El Sol siguió azotando ardientemente. Los cuatro individuos se levantaron sin cesar sus rezos. La puerta seguía abriéndose a ritmo lento. El calor comenzaba a ser hostigador hasta tal punto de sobrecalentar uno de los brazos de Emilio, que seguía paralizado frente a increíbles hechos que estaban sucediendo. Al notar el intenso calor, salió de su letargo y corrió para cubrirse del Sol tras un puesto de golosinas metalizado. Los individuos, aún sabiendo que si la puerta tardaba mucho en abrirse y la temperatura seguía subiendo se achicharrarían, siguieron de pie, con las palmas de las manos juntas y concentrados en sus oraciones.
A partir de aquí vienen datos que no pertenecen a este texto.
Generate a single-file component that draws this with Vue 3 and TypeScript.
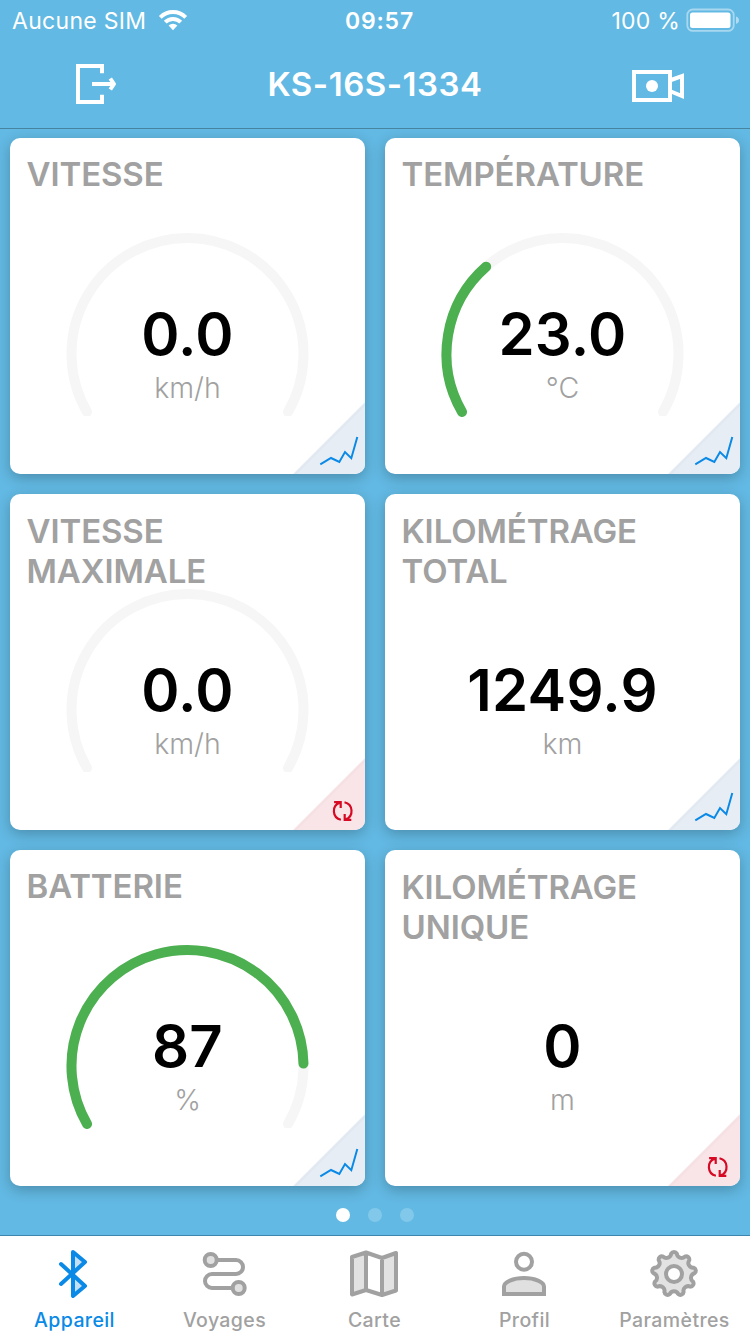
<script setup lang="ts">
interface Card {
  title: string[]
  value: string
  unit: string
  gauge?: number
  action: 'chart' | 'reset'
}

const cards: Card[] = [
  { title: ['VITESSE'], value: '0.0', unit: 'km/h', gauge: 0, action: 'chart' },
  { title: ['TEMPÉRATURE'], value: '23.0', unit: '°C', gauge: 23 / 70, action: 'chart' },
  { title: ['VITESSE', 'MAXIMALE'], value: '0.0', unit: 'km/h', gauge: 0, action: 'reset' },
  { title: ['KILOMÉTRAGE', 'TOTAL'], value: '1249.9', unit: 'km', action: 'chart' },
  { title: ['BATTERIE'], value: '87', unit: '%', gauge: 0.87, action: 'chart' },
  { title: ['KILOMÉTRAGE', 'UNIQUE'], value: '0', unit: 'm', action: 'reset' },
]

const CX = 177.5
const CY = 216
const R = 116

// Arc sweeping 240° clockwise from the lower left
function arc(fraction: number): string {
  const at = (deg: number): string => {
    const a = (deg * Math.PI) / 180
    return `${(CX + R * Math.cos(a)).toFixed(2)} ${(CY + R * Math.sin(a)).toFixed(2)}`
  }
  const sweep = 240 * fraction
  return `M${at(150)}A${R} ${R} 0 ${sweep > 180 ? 1 : 0} 1 ${at(150 + sweep)}`
}

function gearPath(cx: number, cy: number, teeth: number): string {
  const p = (deg: number): string => {
    const a = ((deg - 90) * Math.PI) / 180
    return `${(cx + 20.5 * Math.cos(a)).toFixed(2)} ${(cy + 20.5 * Math.sin(a)).toFixed(2)}`
  }
  const step = 360 / teeth
  let d = `M${p(-8)}`
  for (let i = 0; i < teeth; i++) {
    d += `A3.2 3.2 0 0 1 ${p(i * step + 8)}A4.7 4.7 0 0 0 ${p((i + 1) * step - 8)}`
  }
  return d + 'Z'
}

const gear = gearPath(29, 30, 9)
const tabs = ['Appareil', 'Voyages', 'Carte', 'Profil', 'Paramètres']
</script>

<template>
  <div class="screen">
    <header class="top">
      <div class="status">
        <div class="carrier">
          <span class="sim">Aucune SIM</span>
          <svg width="30" height="22" viewBox="0 0 30 22">
            <path d="M2.27 8.27A18 18 0 0 1 27.73 8.27M7.22 13.22A11 11 0 0 1 22.78 13.22" fill="none" stroke="#fff" stroke-width="3.9" />
            <path d="M15 21.2L10.6 16.6A6.3 6.3 0 0 1 19.4 16.6Z" fill="#fff" />
          </svg>
        </div>
        <span class="clock">09:57</span>
        <div class="power">
          <span class="percent">100 %</span>
          <svg width="54" height="24" viewBox="0 0 54 24">
            <rect x="1.3" y="1.5" width="46.4" height="21.4" rx="5.5" fill="none" stroke="#fff" stroke-opacity=".45" stroke-width="1.8" />
            <rect x="4" y="4.5" width="40.5" height="15.5" rx="2.5" fill="#fff" />
            <path d="M50 8.5Q53 9.5 53 12.2T50 15.9Z" fill="#fff" fill-opacity=".5" />
          </svg>
        </div>
      </div>
      <div class="nav">
        <svg width="60" height="60" viewBox="66 54 60 60" fill="none" stroke="#fff" stroke-width="4">
          <path d="M102 73.3V66H78V102H102V94.7M92 84H113" />
          <path d="M110.3 78.5L114 84L110.3 89.5" stroke-linejoin="round" />
        </svg>
        <h1>KS-16S-1334</h1>
        <svg width="60" height="60" viewBox="628 54 60 60" fill="none" stroke="#fff" stroke-width="4">
          <rect x="634" y="72" width="36" height="28" />
          <path d="M671 80L682 76V96L671 91.5" />
          <circle cx="652" cy="86" r="6" fill="#fff" stroke="none" />
        </svg>
      </div>
    </header>

    <main class="cards">
      <section v-for="(card, i) in cards" :key="i" class="card">
        <svg v-if="card.gauge !== undefined" class="layer" width="355" height="336" viewBox="0 0 355 336" fill="none" stroke-width="10" stroke-linecap="round">
          <clipPath :id="'track' + i"><rect width="355" height="278" /></clipPath>
          <path :d="arc(1)" stroke="#f6f6f6" :clip-path="`url(#track${i})`" />
          <path v-if="card.gauge > 0" :d="arc(card.gauge)" stroke="#4caf50" />
        </svg>
        <h2 class="layer" :class="{ double: card.title.length > 1 }">
          <span v-for="line in card.title" :key="line">{{ line }}</span>
        </h2>
        <div class="layer reading">
          <span class="value">{{ card.value }}</span>
          <span class="unit">{{ card.unit }}</span>
        </div>
        <svg class="layer corner" width="72" height="72" viewBox="0 0 72 72" fill="none">
          <template v-if="card.action === 'chart'">
            <path d="M0 72L72 0V72Z" fill="#e7edf5" />
            <path d="M1 72L72 1V4L4 72Z" fill="#000" fill-opacity=".02" />
            <path d="M27.3 62.3L38 56L46.3 60L52 50L58.3 56.2L64.3 35" stroke="#0a8ae6" stroke-width="2" />
          </template>
          <template v-else>
            <path d="M0 72L72 0V72Z" fill="#f9e5e8" />
            <path d="M1 72L72 1V4L4 72Z" fill="#000" fill-opacity=".015" />
            <g transform="translate(49.7 53)" stroke="#d60a24" stroke-width="2.2">
              <path d="M-1.8 8.8A9 9 0 0 1 -3 -8.4M-8.6 -8.8H-2V-3" />
              <path d="M1.8 -8.8A9 9 0 0 1 3 8.4M8.6 8.8H2V3" />
            </g>
          </template>
        </svg>
      </section>
    </main>

    <div class="pager"><i class="on"></i><i></i><i></i></div>

    <nav class="tabs">
      <div v-for="(tab, i) in tabs" :key="tab" class="tab" :class="{ active: i === 0 }">
        <svg width="60" height="60" viewBox="0 0 60 60" fill="none" stroke="currentColor" stroke-width="4" stroke-linejoin="round">
          <template v-if="i === 0">
            <path d="M28 8L40 18L28 30ZM28 30L40 42L28 52Z" fill="#c5e0f5" stroke="none" />
            <path d="M16 20L40 42L28 52V8L40 18L16 40" stroke-linecap="round" />
          </template>
          <template v-else-if="i === 1">
            <path d="M22 16H41a7 7 0 0 1 0 14H17a7 7 0 0 0 0 14H38" />
            <circle cx="15.7" cy="16" r="6" fill="#e0e0e0" />
            <circle cx="43.7" cy="44" r="6" fill="#e0e0e0" />
          </template>
          <template v-else-if="i === 2">
            <path d="M7 13L21 8.5V46L7 50.5ZM37 14L51 9V46.5L37 51Z" fill="#e2e2e2" stroke="none" />
            <path d="M7 13L21 8.5L37 14L51 9V46.5L37 51L21 46L7 50.5ZM21 8.5V46M37 14V51" />
          </template>
          <template v-else-if="i === 3">
            <circle cx="29" cy="17.7" r="8" />
            <path d="M9 50V42.5C9 38 18 34 29 34S49 38 49 42.5V50Z" fill="#e0e0e0" stroke-linejoin="miter" />
          </template>
          <template v-else>
            <path :d="gear" fill="#e2e2e2" />
            <circle cx="29" cy="30" r="8" fill="#fff" />
          </template>
        </svg>
        <span>{{ tab }}</span>
      </div>
    </nav>
  </div>
</template>

<style>
body {
  margin: 0;
}
</style>

<style scoped>
.screen {
  width: 750px;
  height: 1334px;
  display: flex;
  flex-direction: column;
  overflow: hidden;
  background: #62b9e3;
  font-family: Inter, 'Liberation Sans', sans-serif;
}
.top {
  height: 128px;
  border-bottom: 1px solid #47849f;
  color: #fff;
}
.status {
  height: 40px;
  display: grid;
  grid-template-columns: 1fr 70px 1fr;
  align-items: center;
  line-height: 38px;
  font-size: 23px;
}
.status span {
  padding-top: 2px;
}
.carrier,
.power {
  display: flex;
  align-items: center;
}
.carrier {
  gap: 12px;
  padding-left: 12px;
}
.power {
  justify-content: flex-end;
  gap: 6px;
  padding-right: 10px;
}
.sim {
  letter-spacing: 0.3px;
}
.percent {
  letter-spacing: 0.2px;
}
.clock {
  padding-left: 5px;
  font-weight: 600;
  letter-spacing: 0.8px;
}
.nav {
  height: 88px;
  display: flex;
  align-items: center;
  justify-content: space-between;
  padding: 0 62px 0 66px;
}
h1,
h2 {
  margin: 0;
  font-weight: 600;
}
h1 {
  padding-right: 4px;
  font-size: 33px;
  line-height: 88px;
  letter-spacing: 0.5px;
}
.cards {
  display: grid;
  grid-template-columns: 355px 355px;
  grid-auto-rows: 336px;
  gap: 20px;
  padding: 9px 10px 0;
}
.card {
  display: grid;
  grid-template: 336px / 355px;
  border-radius: 10px;
  background: #fff;
  box-shadow: 0 4px 14px rgba(0, 0, 0, 0.24);
}
.layer {
  grid-area: 1 / 1;
}
h2 {
  display: flex;
  flex-direction: column;
  padding: 16px 0 0 16.5px;
  color: #a1a1a1;
  font-size: 33px;
  line-height: 40px;
  letter-spacing: -0.1px;
}
.double {
  padding-top: 17px;
}
.reading {
  display: flex;
  flex-direction: column;
  align-items: center;
  padding-top: 161px;
}
.value {
  font-size: 58px;
  font-weight: 600;
  line-height: 70px;
  letter-spacing: 0.3px;
  color: #000;
}
.unit {
  margin-top: 2px;
  font-size: 28.5px;
  font-weight: 300;
  line-height: 34px;
  color: #a1a1a1;
}
.corner {
  place-self: end;
  border-bottom-right-radius: 10px;
}
.pager {
  height: 49px;
  flex-shrink: 0;
  display: flex;
  justify-content: center;
  gap: 18px;
  padding-top: 22px;
  box-sizing: border-box;
}
.pager i {
  width: 14px;
  height: 14px;
  border-radius: 50%;
  background: #82c8ea;
}
.pager .on {
  background: #fff;
}
.tabs {
  flex: 1;
  display: grid;
  grid-template-columns: repeat(5, 1fr);
  border-top: 1px solid #3f86ae;
  background: #fff;
}
.tab {
  display: flex;
  flex-direction: column;
  align-items: center;
  padding-top: 8px;
  color: #a1a1a1;
  font-size: 19.5px;
  font-weight: 500;
  letter-spacing: 0.4px;
}
.tab span {
  padding: 2px 1px 0 0;
  line-height: 28px;
}
.active {
  color: #0a8ae6;
}
</style>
Emilio pudo observar desde su cobijo y contarlo posteriormente a sus amigos, cómo la puerta se abrió completamente y de ella aparecieron miles de rayos solares superiores a los doscientos grados centígrados de temperatura que pronto acabaron con todo lo que se encontraba alrededor en un perímetro de ocho metros. Árboles quemados, papeleras y bancos achicharrados y los cuatro individuos incinerados. A la misma vez un sonido gutural emitió unas palabras: “Veditze morianen soete blaus” (Venid, morid, siete días). Después, la calle se inundó de un silencio sepulcral. El bolso desapareció y de la puerta no quedó ni la cerradura. Emilio no entendió nada, ni nadie lo creyó después.
Han pasado unos años y aún se está buscando explicación para lo sucedido aquel día, y para el desvanecimiento de la anciana. En otro mundo, todavía se está esperando a quién pueda y deba gobernarlos.